Front-end source files
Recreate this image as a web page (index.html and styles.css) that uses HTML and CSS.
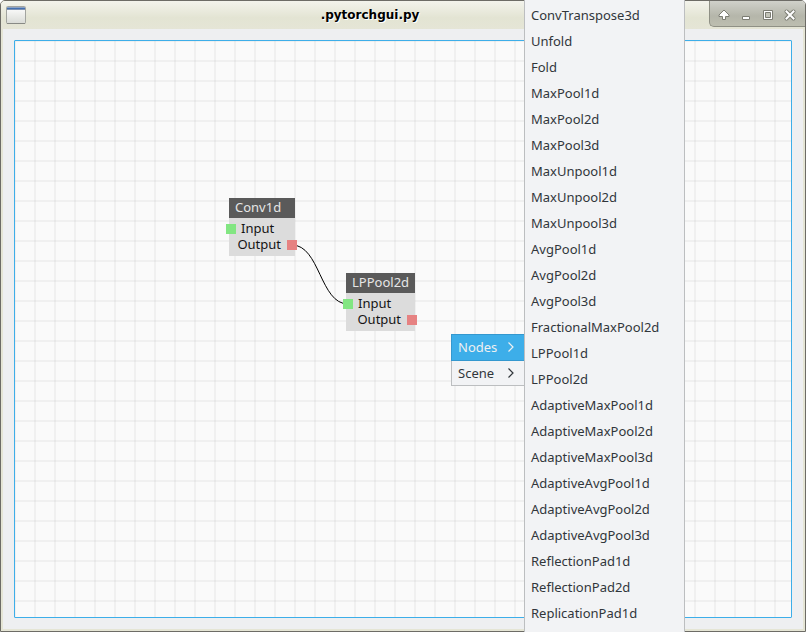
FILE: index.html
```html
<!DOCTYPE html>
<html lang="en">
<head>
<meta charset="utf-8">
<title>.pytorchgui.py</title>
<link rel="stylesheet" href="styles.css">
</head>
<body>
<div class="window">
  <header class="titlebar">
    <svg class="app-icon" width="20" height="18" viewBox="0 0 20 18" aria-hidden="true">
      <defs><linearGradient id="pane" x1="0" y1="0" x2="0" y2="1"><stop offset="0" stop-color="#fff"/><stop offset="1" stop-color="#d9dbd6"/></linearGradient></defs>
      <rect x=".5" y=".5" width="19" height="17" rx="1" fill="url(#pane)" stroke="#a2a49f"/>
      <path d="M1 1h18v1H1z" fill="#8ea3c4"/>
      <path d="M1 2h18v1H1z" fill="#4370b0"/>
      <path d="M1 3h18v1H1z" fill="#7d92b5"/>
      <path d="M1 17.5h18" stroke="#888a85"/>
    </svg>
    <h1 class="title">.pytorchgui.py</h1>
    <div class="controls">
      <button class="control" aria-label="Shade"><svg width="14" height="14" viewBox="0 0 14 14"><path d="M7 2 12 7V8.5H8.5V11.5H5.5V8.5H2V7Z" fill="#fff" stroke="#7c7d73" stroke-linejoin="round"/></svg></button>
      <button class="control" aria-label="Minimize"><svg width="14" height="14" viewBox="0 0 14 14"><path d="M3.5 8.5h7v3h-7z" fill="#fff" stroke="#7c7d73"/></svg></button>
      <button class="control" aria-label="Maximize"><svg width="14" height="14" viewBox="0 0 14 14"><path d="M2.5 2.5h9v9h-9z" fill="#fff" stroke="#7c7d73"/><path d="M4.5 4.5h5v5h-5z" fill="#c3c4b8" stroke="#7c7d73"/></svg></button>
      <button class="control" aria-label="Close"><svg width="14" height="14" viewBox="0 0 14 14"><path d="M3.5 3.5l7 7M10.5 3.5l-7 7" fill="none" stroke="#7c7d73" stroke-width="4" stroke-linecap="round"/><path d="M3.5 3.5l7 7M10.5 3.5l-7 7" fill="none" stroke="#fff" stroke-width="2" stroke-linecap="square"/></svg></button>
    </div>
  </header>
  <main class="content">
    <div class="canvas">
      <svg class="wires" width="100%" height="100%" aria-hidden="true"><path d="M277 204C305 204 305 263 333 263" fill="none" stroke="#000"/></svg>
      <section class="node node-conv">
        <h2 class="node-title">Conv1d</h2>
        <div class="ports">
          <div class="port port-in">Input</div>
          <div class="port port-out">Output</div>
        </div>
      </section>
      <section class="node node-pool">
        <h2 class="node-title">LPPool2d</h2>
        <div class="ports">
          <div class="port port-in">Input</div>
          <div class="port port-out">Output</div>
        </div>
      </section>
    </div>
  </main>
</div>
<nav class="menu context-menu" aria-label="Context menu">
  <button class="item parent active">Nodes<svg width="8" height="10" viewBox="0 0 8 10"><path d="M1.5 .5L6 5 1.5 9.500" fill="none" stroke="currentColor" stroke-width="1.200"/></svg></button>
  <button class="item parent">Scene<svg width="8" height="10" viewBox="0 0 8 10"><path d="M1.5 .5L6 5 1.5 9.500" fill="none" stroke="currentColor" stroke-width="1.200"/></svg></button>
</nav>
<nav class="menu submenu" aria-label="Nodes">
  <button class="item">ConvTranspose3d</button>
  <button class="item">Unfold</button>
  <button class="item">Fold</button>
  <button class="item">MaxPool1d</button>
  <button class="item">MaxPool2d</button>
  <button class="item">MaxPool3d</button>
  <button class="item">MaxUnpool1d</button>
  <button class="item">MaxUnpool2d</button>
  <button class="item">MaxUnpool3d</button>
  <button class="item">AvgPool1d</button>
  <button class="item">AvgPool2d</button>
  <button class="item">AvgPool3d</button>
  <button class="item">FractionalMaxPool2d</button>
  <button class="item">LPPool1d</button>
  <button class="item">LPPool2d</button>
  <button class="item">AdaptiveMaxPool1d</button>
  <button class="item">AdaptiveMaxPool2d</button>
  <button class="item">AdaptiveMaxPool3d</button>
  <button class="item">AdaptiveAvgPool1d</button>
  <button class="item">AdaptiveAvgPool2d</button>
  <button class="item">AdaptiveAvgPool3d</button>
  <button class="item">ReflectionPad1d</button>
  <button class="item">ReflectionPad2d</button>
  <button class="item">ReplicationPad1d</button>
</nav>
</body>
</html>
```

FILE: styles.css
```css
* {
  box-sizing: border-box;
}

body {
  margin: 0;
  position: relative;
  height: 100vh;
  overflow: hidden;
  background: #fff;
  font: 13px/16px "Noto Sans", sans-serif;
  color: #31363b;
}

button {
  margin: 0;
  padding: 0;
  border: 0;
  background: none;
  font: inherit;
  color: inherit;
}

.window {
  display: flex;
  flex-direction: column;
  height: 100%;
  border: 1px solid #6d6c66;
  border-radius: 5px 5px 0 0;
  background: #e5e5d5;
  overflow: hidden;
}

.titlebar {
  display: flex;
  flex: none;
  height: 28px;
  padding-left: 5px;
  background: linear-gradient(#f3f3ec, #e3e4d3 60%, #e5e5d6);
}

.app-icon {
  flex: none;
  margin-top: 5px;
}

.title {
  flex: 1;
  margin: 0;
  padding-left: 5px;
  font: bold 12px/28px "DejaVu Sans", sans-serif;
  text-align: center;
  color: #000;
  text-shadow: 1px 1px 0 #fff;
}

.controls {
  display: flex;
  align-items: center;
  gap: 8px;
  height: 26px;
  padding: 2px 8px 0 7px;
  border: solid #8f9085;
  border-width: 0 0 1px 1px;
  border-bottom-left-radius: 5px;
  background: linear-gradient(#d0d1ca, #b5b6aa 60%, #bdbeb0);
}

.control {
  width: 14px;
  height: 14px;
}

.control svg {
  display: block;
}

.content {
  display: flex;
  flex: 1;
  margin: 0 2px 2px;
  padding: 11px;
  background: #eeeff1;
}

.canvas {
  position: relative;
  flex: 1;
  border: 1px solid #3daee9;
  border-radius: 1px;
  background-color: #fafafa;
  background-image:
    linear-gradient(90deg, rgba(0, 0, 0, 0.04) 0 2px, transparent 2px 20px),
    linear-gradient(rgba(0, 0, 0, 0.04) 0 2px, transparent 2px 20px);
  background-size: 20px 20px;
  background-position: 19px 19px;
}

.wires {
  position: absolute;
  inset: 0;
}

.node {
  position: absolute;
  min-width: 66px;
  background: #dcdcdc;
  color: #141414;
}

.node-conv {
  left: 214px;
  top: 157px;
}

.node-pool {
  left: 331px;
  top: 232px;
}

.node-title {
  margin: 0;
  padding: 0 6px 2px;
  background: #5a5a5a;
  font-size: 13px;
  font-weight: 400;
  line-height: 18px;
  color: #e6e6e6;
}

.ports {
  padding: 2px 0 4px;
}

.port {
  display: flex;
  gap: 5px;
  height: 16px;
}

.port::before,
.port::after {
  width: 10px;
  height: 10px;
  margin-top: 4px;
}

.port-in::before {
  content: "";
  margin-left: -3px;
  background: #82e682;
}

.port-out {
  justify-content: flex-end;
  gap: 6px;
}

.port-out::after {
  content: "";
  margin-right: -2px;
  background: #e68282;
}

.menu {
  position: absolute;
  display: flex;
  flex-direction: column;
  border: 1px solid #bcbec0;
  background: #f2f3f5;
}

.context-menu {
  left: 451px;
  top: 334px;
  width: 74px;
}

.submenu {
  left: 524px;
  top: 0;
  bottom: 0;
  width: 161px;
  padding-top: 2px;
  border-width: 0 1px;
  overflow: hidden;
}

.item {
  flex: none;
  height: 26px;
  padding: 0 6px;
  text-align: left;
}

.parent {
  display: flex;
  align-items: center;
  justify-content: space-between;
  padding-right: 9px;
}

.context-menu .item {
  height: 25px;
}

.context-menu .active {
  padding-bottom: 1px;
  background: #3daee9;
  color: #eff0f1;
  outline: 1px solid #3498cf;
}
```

--

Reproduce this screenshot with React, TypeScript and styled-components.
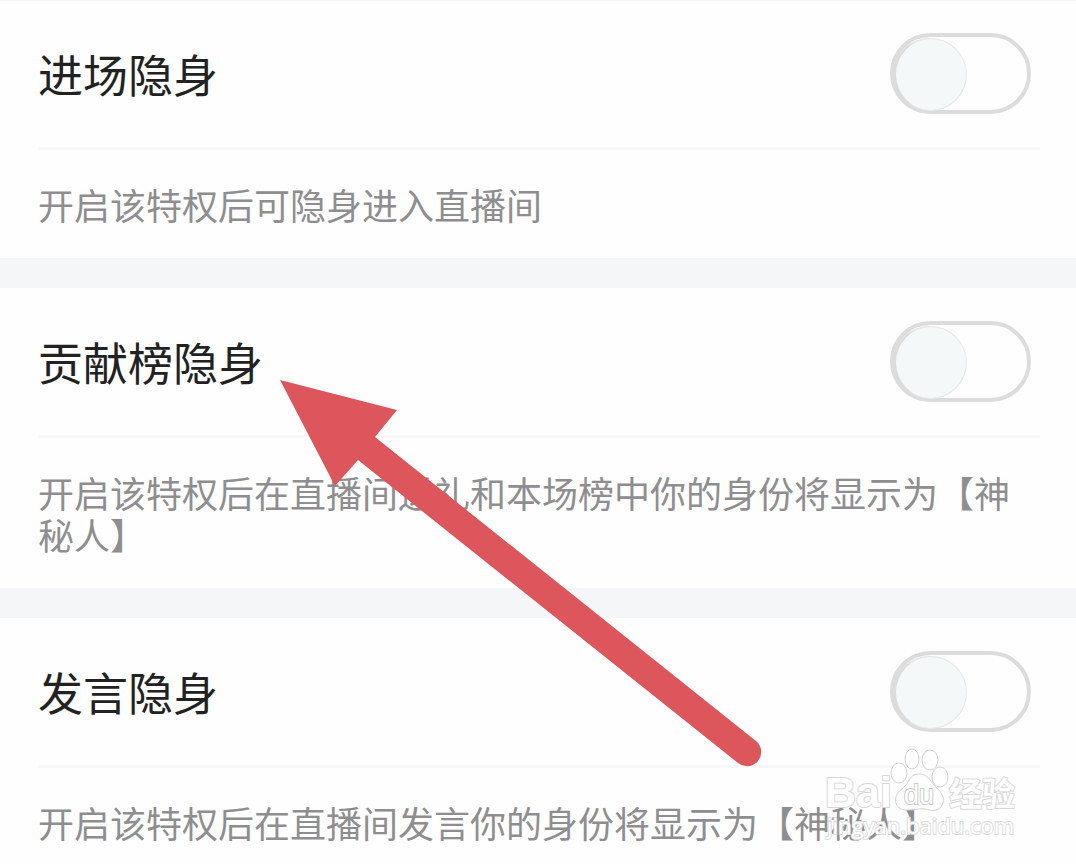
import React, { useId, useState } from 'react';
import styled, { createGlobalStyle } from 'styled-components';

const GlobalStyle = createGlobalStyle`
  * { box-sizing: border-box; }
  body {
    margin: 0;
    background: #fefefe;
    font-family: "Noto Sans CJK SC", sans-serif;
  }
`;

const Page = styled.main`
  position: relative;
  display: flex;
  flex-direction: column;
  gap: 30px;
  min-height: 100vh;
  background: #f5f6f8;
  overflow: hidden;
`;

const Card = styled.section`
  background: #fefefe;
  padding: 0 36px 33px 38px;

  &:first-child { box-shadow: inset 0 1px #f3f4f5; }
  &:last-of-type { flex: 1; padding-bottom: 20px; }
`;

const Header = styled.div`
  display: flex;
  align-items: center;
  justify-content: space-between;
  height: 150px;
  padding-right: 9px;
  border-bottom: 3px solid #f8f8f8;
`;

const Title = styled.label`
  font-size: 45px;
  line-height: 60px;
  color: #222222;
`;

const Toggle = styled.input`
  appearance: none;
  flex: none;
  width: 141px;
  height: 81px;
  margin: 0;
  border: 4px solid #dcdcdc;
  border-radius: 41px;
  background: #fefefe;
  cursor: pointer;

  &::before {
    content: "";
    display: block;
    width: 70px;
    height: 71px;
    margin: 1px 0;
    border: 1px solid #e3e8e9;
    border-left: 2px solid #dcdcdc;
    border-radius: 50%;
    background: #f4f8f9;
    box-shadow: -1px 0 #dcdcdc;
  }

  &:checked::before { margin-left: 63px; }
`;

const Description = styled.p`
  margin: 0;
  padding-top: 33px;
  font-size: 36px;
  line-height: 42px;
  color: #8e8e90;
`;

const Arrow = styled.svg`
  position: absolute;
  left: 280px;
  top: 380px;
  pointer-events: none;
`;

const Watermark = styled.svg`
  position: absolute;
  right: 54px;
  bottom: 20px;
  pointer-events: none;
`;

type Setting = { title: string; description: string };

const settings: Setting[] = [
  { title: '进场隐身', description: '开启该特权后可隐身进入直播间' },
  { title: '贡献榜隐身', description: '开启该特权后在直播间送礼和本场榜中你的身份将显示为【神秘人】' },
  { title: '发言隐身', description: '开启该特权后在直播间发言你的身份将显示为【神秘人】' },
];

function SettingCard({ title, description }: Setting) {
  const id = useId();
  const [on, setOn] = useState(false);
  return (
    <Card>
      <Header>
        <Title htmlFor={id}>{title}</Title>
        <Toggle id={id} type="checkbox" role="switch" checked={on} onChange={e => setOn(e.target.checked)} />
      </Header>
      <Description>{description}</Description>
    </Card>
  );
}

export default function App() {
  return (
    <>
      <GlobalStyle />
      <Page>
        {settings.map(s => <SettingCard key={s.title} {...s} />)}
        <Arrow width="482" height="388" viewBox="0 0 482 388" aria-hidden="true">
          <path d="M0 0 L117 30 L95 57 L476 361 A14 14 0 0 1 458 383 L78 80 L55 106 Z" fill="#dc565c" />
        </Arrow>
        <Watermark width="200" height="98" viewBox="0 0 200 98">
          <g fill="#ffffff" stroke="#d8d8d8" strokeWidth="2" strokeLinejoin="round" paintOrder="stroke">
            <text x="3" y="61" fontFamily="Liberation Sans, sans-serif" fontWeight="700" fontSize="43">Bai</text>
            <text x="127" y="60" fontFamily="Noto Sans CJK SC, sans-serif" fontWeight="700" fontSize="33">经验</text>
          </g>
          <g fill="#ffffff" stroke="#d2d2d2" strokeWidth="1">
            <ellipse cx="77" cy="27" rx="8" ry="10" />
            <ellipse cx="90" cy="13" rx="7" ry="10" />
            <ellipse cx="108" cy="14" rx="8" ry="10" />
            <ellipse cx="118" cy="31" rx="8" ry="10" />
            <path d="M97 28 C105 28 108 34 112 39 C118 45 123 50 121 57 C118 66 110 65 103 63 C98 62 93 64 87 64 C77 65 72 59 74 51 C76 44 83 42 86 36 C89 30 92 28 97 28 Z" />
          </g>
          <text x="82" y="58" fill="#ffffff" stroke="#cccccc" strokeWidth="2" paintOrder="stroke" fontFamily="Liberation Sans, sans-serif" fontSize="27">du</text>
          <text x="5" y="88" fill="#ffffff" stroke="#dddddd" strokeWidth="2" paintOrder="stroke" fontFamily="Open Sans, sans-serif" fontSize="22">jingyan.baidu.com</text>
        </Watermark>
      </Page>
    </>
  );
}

[REQUIRED WORK]:
From the data above, copy out every line with the string "index" in it.

[EXERCISE RESULT]:
Recreate this image as a web page (index.html and styles.css) that uses HTML and CSS.
FILE: index.html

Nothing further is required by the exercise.